23 times three equals 69. What about this? 23 times 4. We stack the factors like before. 23 and 4.

23 has the most digits, so we write it on top. And a bar below. 4 times 3 equals 12. 4 times 2 is 8. Hmm, now it got tricky.

8 and 12? Simply writing 8 and 12 in a row won’t work. It’s wrong. 23 times 4 does not equal 812. Instead we need to do it like this: The number 12 contains 2 digits, and does not fit in this little box.

So we write only the last digit there, 2. The one is saved here, and we will remember it for later. 1 is our memory digit. And then there was the next calculation. 2 times 4, which is 8.

And now we fetch our memory digit, 1, and add it to 8. Yes, we will do addition, even though it’s a multiplication we’re carrying out. 8 plus 1 is 9, and this is the number we write here, to the left of the two. And now we are done. 23 times 4 equals 92.
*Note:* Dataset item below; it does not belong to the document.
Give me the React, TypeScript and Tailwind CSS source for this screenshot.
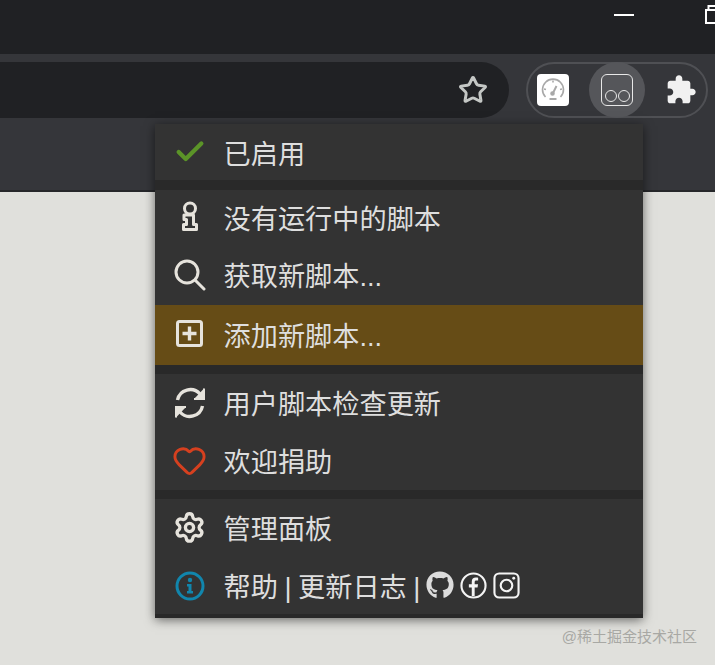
import { Heart, Settings, Star, Check } from 'lucide-react';
import { FaGithub } from 'react-icons/fa';
import type { ReactNode } from 'react';

const fonts = '"Liberation Sans", "Noto Sans CJK SC", sans-serif';

function Row({ icon, children, className, textClass = 'pt-[4px]' }: { icon: ReactNode; children: ReactNode; className: string; textClass?: string }) {
  return (
    <div className={`flex items-center text-[27.2px] leading-none text-[#dedede] ${className}`}>
      <div className="flex w-[68.5px] shrink-0 justify-center pl-[1px]">{icon}</div>
      <div className={`flex items-center whitespace-nowrap ${textClass}`}>{children}</div>
    </div>
  );
}

function KeyInfo() {
  return (
    <svg className="mb-[3px]" width="20" height="30" viewBox="0 0 20 30" fill="none" stroke="#e6e3dc" strokeWidth="3" strokeLinejoin="round">
      <circle cx="10" cy="7.500" r="5.500" />
      <path d="M4 14h9.500v9.500h3v5h-13v-5h3v-5h-2.500z" />
    </svg>
  );
}

function SearchIcon() {
  return (
    <svg width="32" height="32" viewBox="0 0 32 32" fill="none" stroke="#e6e3dc" strokeWidth="3" strokeLinecap="round">
      <circle cx="13" cy="13" r="11" />
      <path d="M21 21l9 9" />
    </svg>
  );
}

function PlusSquare() {
  return (
    <svg className="mb-[3px]" width="27" height="27" viewBox="0 0 27 27" fill="none" stroke="#e6e3dc" strokeWidth="3">
      <rect x="1.500" y="1.500" width="24" height="24" rx="2" />
      <path d="M13.500 6.500v14M6.500 13.500h14" strokeWidth="3.400" />
    </svg>
  );
}

function Sync() {
  return (
    <svg width="32" height="32" viewBox="0 0 32 32" fill="none" stroke="#e6e3dc" strokeWidth="3.400">
      <path d="M3.500 13A13 13 0 0 1 26 7l3 3" />
      <path d="M30 1.500V12H20" fill="#e6e3dc" strokeWidth="2" />
      <path d="M28.500 19A13 13 0 0 1 6 25l-3-3" />
      <path d="M2 30.500V20h10" fill="#e6e3dc" strokeWidth="2" />
    </svg>
  );
}

function InfoCircle() {
  return (
    <svg width="30" height="30" viewBox="0 0 30 30" fill="none">
      <circle cx="15" cy="15" r="13" stroke="#1186ad" strokeWidth="3" />
      <circle cx="15" cy="9" r="2.200" fill="#1186ad" />
      <path d="M12 13h4.500v7H18v2.500h-6V20h1.500v-4.500H12z" fill="#1186ad" />
    </svg>
  );
}

function FacebookCircle() {
  return (
    <svg width="27" height="27" viewBox="0 0 28 28" fill="none">
      <circle cx="14" cy="14" r="12.500" stroke="#f4f4f4" strokeWidth="2.200" />
      <path d="M15.200 25v-9h3l.5-3.400h-3.500v-2c0-1.100.4-1.800 1.900-1.800h1.700V5.900c-.6-.1-1.500-.2-2.400-.2-2.600 0-4.200 1.500-4.200 4.300v2.600h-3V16h3v9z" fill="#f4f4f4" />
    </svg>
  );
}

function Instagram() {
  return (
    <svg width="27" height="27" viewBox="0 0 28 28" fill="none" stroke="#f4f4f4" strokeWidth="2.200">
      <rect x="1.500" y="1.500" width="25" height="25" rx="5" />
      <circle cx="14" cy="14" r="6" />
      <circle cx="21.500" cy="6.500" r="1.500" fill="#f4f4f4" stroke="none" />
    </svg>
  );
}

function Gauge() {
  return (
    <svg width="24" height="24" viewBox="0 0 24 24" fill="none" stroke="#a8a8a8" strokeWidth="1.600">
      <path d="M4.500 19A10.500 10.500 0 1 1 19.500 19" />
      <path d="M12 15l3.500-7" strokeWidth="2" />
      <circle cx="11.500" cy="15.500" r="1.500" fill="#a8a8a8" />
      <path d="M8.500 21h7" strokeWidth="2" />
      <path d="M3 11l2 .5M21 11l-2 .5M12 2.500v2" />
    </svg>
  );
}

function Restore() {
  return (
    <svg width="10" height="20" viewBox="0 0 10 20" fill="none" stroke="#ffffff" strokeWidth="2">
      <path d="M3.500 4V1H10" />
      <path d="M10 5H1v13h9" />
    </svg>
  );
}

function PuzzleIcon() {
  return (
    <svg width="32" height="32" viewBox="0 0 24 24" fill="#f1f1f1">
      <path d="M20.500 11H19V7c0-1.100-.9-2-2-2h-4V3.500C13 2.120 11.880 1 10.500 1S8 2.120 8 3.500V5H4c-1.100 0-1.990.9-1.990 2v3.800H3.500c1.490 0 2.700 1.210 2.700 2.700s-1.210 2.700-2.700 2.700H2V20c0 1.100.9 2 2 2h3.800v-1.500c0-1.490 1.210-2.700 2.700-2.700 1.490 0 2.700 1.210 2.700 2.700V22H17c1.100 0 2-.9 2-2v-4h1.500c1.380 0 2.500-1.120 2.500-2.500S21.880 11 20.500 11z" />
    </svg>
  );
}

export default function App() {
  return (
    <div className="relative h-[665px] w-[715px] overflow-hidden bg-[#e0e0dc]" style={{ fontFamily: fonts }}>
      {/* tab strip */}
      <div className="flex h-[54px] items-start bg-[#202124]">
        <div className="ml-[614px] mt-[14px] h-[2px] w-[20px] bg-white" />
        <div className="ml-[71px] mt-[5px] flex">
          <Restore />
        </div>
      </div>

      {/* toolbar */}
      <div className="h-[136px] bg-[#35363a] pt-[8px]">
        <div className="flex h-[56px] items-center">
          <div className="flex h-[56px] w-[509px] items-center justify-end rounded-r-[28px] bg-[#202124] pr-[21px]">
            <Star size={30} color="#c4c7c5" strokeWidth={2.400} />
          </div>
          <div className="ml-[17px] flex h-[56px] w-[182px] items-center rounded-[28px] border-2 border-[#4f5054] pl-[9px]">
            <div className="flex h-[32px] w-[32px] items-center justify-center rounded-[4px] bg-white">
              <Gauge />
            </div>
            <div className="ml-[20px] flex h-[56px] w-[56px] shrink-0 items-center justify-center rounded-full bg-[#55565a]">
              <div className="flex h-[32px] w-[32px] items-end justify-center gap-[1px] rounded-[6px] border border-[#e8e8e8] pb-[3px]">
                <div className="h-[12px] w-[12px] rounded-full border border-[#e8e8e8]" />
                <div className="h-[12px] w-[12px] rounded-full border border-[#e8e8e8]" />
              </div>
            </div>
            <div className="ml-[20px] flex">
              <PuzzleIcon />
            </div>
          </div>
        </div>
      </div>
      <div className="h-[2px] bg-[#26272a]" />

      {/* popup menu */}
      <div className="absolute left-[155px] top-[124px] w-[488px] bg-[#292929] pb-[4px] shadow-[0_2px_10px_rgba(0,0,0,0.55)]">
        <Row className="h-[56px] bg-[#333333]" textClass="pt-[6px]" icon={<Check size={34} color="#5b9428" strokeWidth={3} />}>已启用</Row>
        <div className="h-[10px]" />
        <Row className="h-[58px] bg-[#333333] pb-[3px]" icon={<KeyInfo />}>没有运行中的脚本</Row>
        <Row className="h-[57px] bg-[#333333] pb-[3px]" icon={<SearchIcon />}>获取新脚本...</Row>
        <Row className="h-[60px] bg-[#664c16]" icon={<PlusSquare />}>添加新脚本...</Row>
        <div className="h-[9px]" />
        <Row className="h-[58px] bg-[#333333] pb-[1px]" icon={<Sync />}>用户脚本检查更新</Row>
        <Row className="h-[58px] bg-[#333333] pb-[1px]" icon={<Heart size={35} color="#d6401f" strokeWidth={2} />}>欢迎捐助</Row>
        <div className="h-[9px]" />
        <Row className="h-[58px] bg-[#333333] pb-[1px]" icon={<Settings size={33} color="#e6e3dc" strokeWidth={2.400} />}>管理面板</Row>
        <Row className="h-[57px] bg-[#333333]" textClass="" icon={<InfoCircle />}>
          <span className="pt-[4px] [word-spacing:-1px]">帮助 | 更新日志 |</span>
          <span className="ml-[6px] flex items-center gap-[6px]">
            <FaGithub size={28} color="#dcdcdc" />
            <FacebookCircle />
            <Instagram />
          </span>
        </Row>
      </div>

      <div className="absolute bottom-[21px] right-[18px] text-[15px] leading-none text-[#a8a8a4]">@稀土掘金技术社区</div>
    </div>
  );
}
So there were several steps we had to follow here: Stack the numbers. Multiply. Check if we need to save a memory digit. Note the memory digit. Multiply again.

Add the new number with the memory digit. After this we got the product we were looking for. These are many steps, and the only way to learn is, as usual, to practise. 35 times 4? Let’s start by stacking.

Then we calculate, digit by digit. 4 times 5 is 20. This does not fit into a box, so we write zero below the bar and save the two as memory digit. 4 times 3 is 12. And the memory digit is 2.

12 plus 2 is 14. Now we are done calculating and need only to write the product. 1, 4, 0. 140! One more example.

A bit of a harder one, which you cannot easily calculate in your head. We’ll go slowly and steadily. 324 times 6. First the stacking. The number with the most digits goes on top.

And we start from the right. 6 times 4 is 24. We write the 4 below the bar, and 2 is our memory digit. 6 times 2 is 12. This will be added to the memory digit 2.

This is 14. And now remember: we are not done multiplying, because we have a three left to multiply. 14 does not fit into one box. No problem. Write 4 below the bar, and save a new memory digit.

Cross out the last one. The new memory digit is 1. Last calculation. 6 times 3 is 18, and we have a memory digit of 1. 18 plus 1 is 19.

And we are done. 1, 9, 4, 4. The product is 1944. These are advanced multiplications with large numbers, and now you know how to calculate them. Not with calculators, but with stacking and memory digits.